Of course, basing investment decisions on the outcome of Super Bowl XLI is about as smart as using jockeys to play on your offensive line in the NFL. But the indicator has had a pretty good track record in predicting the direction of the 30-share Dow since the Green Bay Packers won the first Super Bowl 40 years ago.

The indicator has been correct following 31 of the 40 Super Bowls, wrong five times and was inconclusive four times (but more on that later). Even counting the inconclusive readings, that's about a 78 percent success rate. Dropping the inconclusive years from the equation results lifts the success rate near 89 percent.

The indicator gets attention this time every year partly because there are so many football fans on Wall Street trading desks. Even Bob Stovall, who helped popularize the Super Bowl indicator in the 1970s when he served as investment policy director at Morgan Stanley predecessor Dean Witter Reynolds, admits there's not a lot of logic or validity behind it. He is now managing director and strategist at Wood Asset Management.

"It's been correct just under 80 percent of the time - I don't know of any other gaggle of gurus that has a record that good," Stovall said a few years back. "Of course, I certainly wouldn't put real money into the market based on the game. But it's nice to know if it's on your side."
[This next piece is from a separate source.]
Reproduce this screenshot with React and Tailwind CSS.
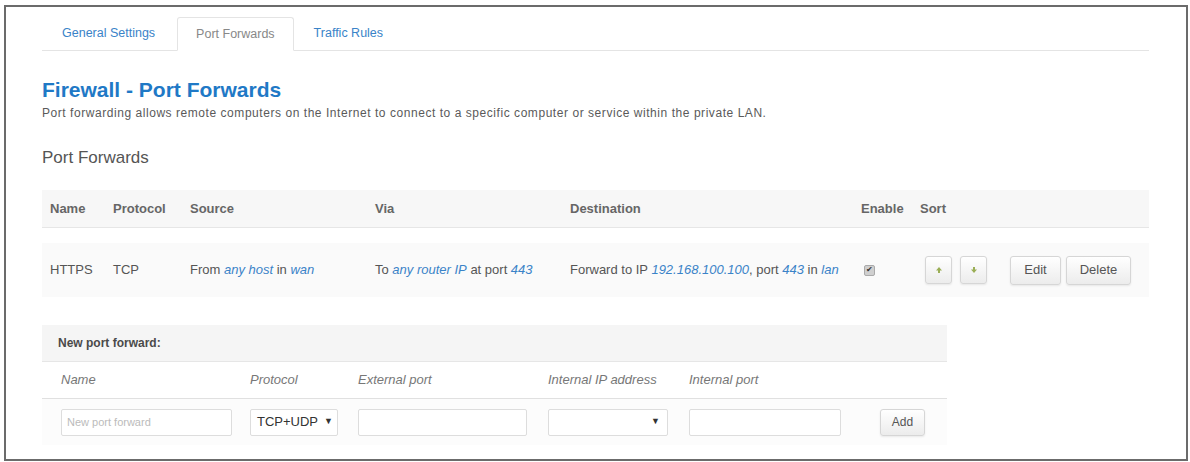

But the indicator has had some trouble in recent years, after correctly predicting the market better than 90 percent of the time in the big game's first 31 years.

The Dow posted a gain after the New England Patriots beat the Carolina Panthers in 2004, and the indicator's had only two clean wins in the last nine games. In fact, two of the market's best years followed wins by the AFL-born Denver Broncos over old NFL teams in 1998 and 1999.

Assuming there's any validity to the indicator, (a big assumption, admittedly) part of the problem with it in recent years is that in five of the last seven Super Bowls, one of the teams either was formed after the 1970 NFL-AFL merger or changed its name in a post-merger relocation.

The indicator didn't work in four of those five years, with the NFL-born Pittsburgh Steelers' win over the post-merger Seattle Seahawks in last year's Super Bowl being the only success in those years.

But that caveat may not be as much of an issue this year.

The Bears facing the Colts marks the seventh time that two old NFL teams have faced off in the big game. The six previous times that's happened, the Dow has gone up every time, posting an average gain of 18 percent.

So while Chicago football fans might be strutting Monday, and Colts fans will be relieved after their come-from behind victory, maybe the market bulls should be doing the most celebrating.